=== GIVEN TASK ===
Every line below that includes "styles" counts toward the total. Report that total alone.

=== DATA BLOCK ===
######

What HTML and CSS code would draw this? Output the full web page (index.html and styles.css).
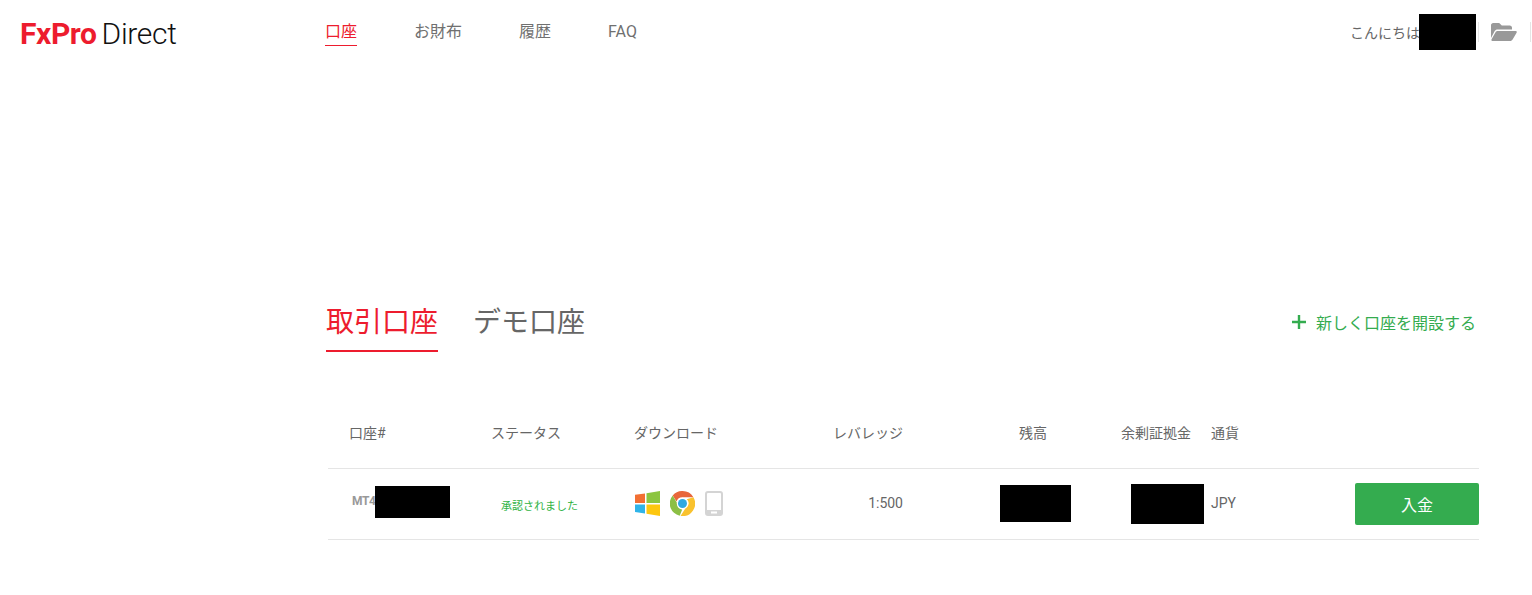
FILE: index.html
```html
<!DOCTYPE html>
<html lang="ja">
<head>
  <meta charset="UTF-8">
  <title>FxPro Direct</title>
  <meta name="viewport" content="width=device-width,initial-scale=1">
  <link rel="stylesheet" href="styles.css">
</head>
<body>

<header class="top">
  <a class="logo" href="#"><b>FxPro</b><span>Direct</span></a>
  <nav class="nav">
    <a class="nav-item active" href="#">口座</a>
    <a class="nav-item" href="#">お財布</a>
    <a class="nav-item" href="#">履歴</a>
    <a class="nav-item" href="#">FAQ</a>
  </nav>
  <div class="user">
    <span class="hello">こんにちは</span>
    <span class="mask mask-user"></span>
    <span class="sep"></span>
    <svg class="folder" width="26" height="18" viewBox="0 0 26 18">
      <path fill="#999" d="M0 15V2.2C0 1 1 0 2.2 0h6l2.6 2.6h8c1.2 0 2.2 1 2.2 2.2V6.500H6.500c-1.200 0-2.200.6-2.800 1.600z"/>
      <path fill="#999" d="M6.600 8h18c1 0 1.500.9 1 1.700l-4 6.800c-.5.9-1.400 1.500-2.500 1.500H1.600C.6 18 .1 17.100.6 16.300l3.800-6.800C4.900 8.500 5.600 8 6.600 8z"/>
    </svg>
    <span class="sep sep-last"></span>
  </div>
</header>

<main class="main">
  <div class="tabs-row">
    <div class="tabs">
      <a class="tab active" href="#">取引口座</a>
      <a class="tab" href="#">デモ口座</a>
    </div>
    <a class="new-account" href="#">
      <svg width="14" height="14" viewBox="0 0 14 14"><path fill="#34ac4f" d="M5.800 0h2.400v5.800H14v2.400H8.200V14H5.800V8.200H0V5.800h5.800z"/></svg>
      新しく口座を開設する
    </a>
  </div>

  <div class="table">
    <div class="row head">
      <div class="cell c-acc">口座#</div>
      <div class="cell c-status">ステータス</div>
      <div class="cell c-dl">ダウンロード</div>
      <div class="cell c-lev">レバレッジ</div>
      <div class="cell c-bal">残高</div>
      <div class="cell c-free">余剰証拠金</div>
      <div class="cell c-cur">通貨</div>
      <div class="cell c-act"></div>
    </div>
    <div class="row">
      <div class="cell c-acc"><span class="mt4">MT4</span><span class="mask mask-acc"></span></div>
      <div class="cell c-status"><span class="approved">承認されました</span></div>
      <div class="cell c-dl icons">
        <svg class="win" width="25" height="25" viewBox="0 0 25 25">
          <path fill="#f26f33" d="M0 3.800l10-1.400V12H0z"/>
          <path fill="#8cc540" d="M11.500 2.200L25 0v12H11.500z"/>
          <path fill="#2fb4e9" d="M0 13.500h10v9L0 21z"/>
          <path fill="#fdc70f" d="M11.500 13.500H25V25l-13.500-2.300z"/>
        </svg>
        <svg width="25" height="25" viewBox="0 0 25 25">
          <path fill="#e8663a" d="M12.500 0a12.500 12.500 0 0 1 10.900 6.300H12.500a6.300 6.300 0 0 0-6 4.300L2.700 4.400A12.500 12.500 0 0 1 12.500 0z"/>
          <path fill="#8cbf45" d="M2.700 4.400l4.900 8.500a5 5 0 0 0 4.600 5.600L9.700 24.700A12.500 12.500 0 0 1 2.700 4.400z"/>
          <path fill="#f9c22e" d="M23.400 6.300A12.500 12.500 0 0 1 10.500 24.900l5.300-8.200a5 5 0 0 0 .9-8.400z"/>
          <circle cx="12.500" cy="12.500" r="5.700" fill="#fff"/>
          <circle cx="12.500" cy="12.500" r="4.500" fill="#2fa8e0"/>
        </svg>
        <svg width="18" height="25" viewBox="0 0 18 25">
          <rect x="1" y="1" width="16" height="23" rx="2" fill="#fff" stroke="#d4d4d4" stroke-width="2"/>
          <rect x="1" y="19" width="16" height="5" fill="#d4d4d4"/>
          <rect x="6" y="20.500" width="6" height="2" fill="#fff"/>
        </svg>
      </div>
      <div class="cell c-lev"><span class="num">1:500</span></div>
      <div class="cell c-bal"><span class="mask mask-bal"></span></div>
      <div class="cell c-free"><span class="mask mask-free"></span></div>
      <div class="cell c-cur"><span class="num">JPY</span></div>
      <div class="cell c-act"><button class="deposit">入金</button></div>
    </div>
  </div>
</main>

</body>
</html>
```

FILE: styles.css
```css
* { box-sizing: border-box; }
html, body { overflow: hidden; }
body {
  margin: 0;
  background: #fff;
  color: #666;
  font-family: Roboto, "Noto Sans CJK JP", sans-serif;
  font-size: 14px;
}
a { color: inherit; text-decoration: none; }

.top {
  display: flex;
  align-items: flex-start;
  height: 68px;
  padding-left: 20px;
}
.logo {
  display: flex;
  width: 306px;
  margin-top: 16px;
  font-size: 30px;
  line-height: 36px;
  color: #111;
}
.logo b {
  color: #ed1c2e;
  font-weight: 700;
  letter-spacing: -0.4px;
  margin-right: 5px;
}
.logo span { font-weight: 300; letter-spacing: -0.3px; }

.nav { display: flex; gap: 57px; margin-top: 20px; margin-left: -1px; }
.nav-item {
  height: 26px;
  font-size: 16px;
  line-height: 24px;
  color: #707070;
}
.nav-item.active {
  color: #ed1c2e;
  border-bottom: 1px solid #ed1c2e;
}

.user {
  display: flex;
  align-items: center;
  margin-left: auto;
  margin-top: 14px;
  height: 36px;
}
.hello { line-height: 36px; margin-top: 1px; width: 69px; white-space: nowrap; }
.mask { display: block; background: #000; }
.mask-user { width: 57px; height: 36px; }
.sep { width: 1px; height: 20px; margin: 0 0 0 2px; background: #e5e5e5; flex: none; }
.sep-last { margin: 0 1px 0 0; }
.folder { margin: 0 13px 0 12px; }

.main { padding: 0 53px 0 326px; }
.tabs-row {
  display: flex;
  align-items: flex-start;
  justify-content: space-between;
  margin-top: 224px;
}
.tabs { display: flex; gap: 35px; }
.tab {
  height: 60px;
  padding-top: 3px;
  font-size: 28px;
  line-height: 56px;
  color: #666;
}
.tab.active {
  color: #ed1c2e;
  border-bottom: 2px solid #ed1c2e;
}
.new-account {
  display: flex;
  align-items: center;
  gap: 10px;
  height: 60px;
  padding-right: 3px;
  font-size: 16px;
  color: #34ac4f;
}

.table { margin: 57px 0 0 2px; }
.row {
  display: grid;
  grid-template-columns: 142px 143px 167px 123px 218px 90px 1fr 124px;
  align-items: center;
  height: 71px;
  padding-bottom: 1px;
  border-bottom: 1px solid #e5e5e5;
}
.row.head { height: 60px; padding-bottom: 14px; }
.c-acc { display: flex; align-items: center; padding-left: 21px; padding-bottom: 4px; }
.head .c-acc { padding-bottom: 0; }
.c-status { padding-left: 21px; }
.c-dl { padding-left: 21px; }
.c-lev { text-align: right; }
.c-bal { padding-left: 97px; }
.head .c-bal { padding-left: 116px; }
.c-free { padding-left: 10px; white-space: nowrap; }
.head .c-free { padding-left: 0; }
.c-cur { white-space: nowrap; }
.num { display: block; padding-bottom: 2px; }

.mt4 {
  width: 26px;
  padding-left: 3px;
  margin-bottom: 2px;
  font-size: 12px;
  font-weight: 700;
  color: #999;
  letter-spacing: -0.4px;
  white-space: nowrap;
  overflow: hidden;
}
.mask-acc { width: 75px; height: 32px; }
.approved {
  display: block;
  padding: 2px 0 0 10px;
  font-size: 11px;
  color: #2fb344;
  white-space: nowrap;
}
.icons { display: flex; align-items: center; gap: 10px; }
.win { margin-left: 1px; }
.mask-bal { width: 71px; height: 37px; }
.mask-free { width: 73px; height: 40px; }
.deposit {
  display: block;
  width: 124px;
  height: 42px;
  padding: 0;
  border: 0;
  border-radius: 2px;
  background: #34ac4f;
  color: #fff;
  font: 16px Roboto, "Noto Sans CJK JP", sans-serif;
  cursor: pointer;
}
```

######

=== ANSWER TO THIS PROBLEM ===
3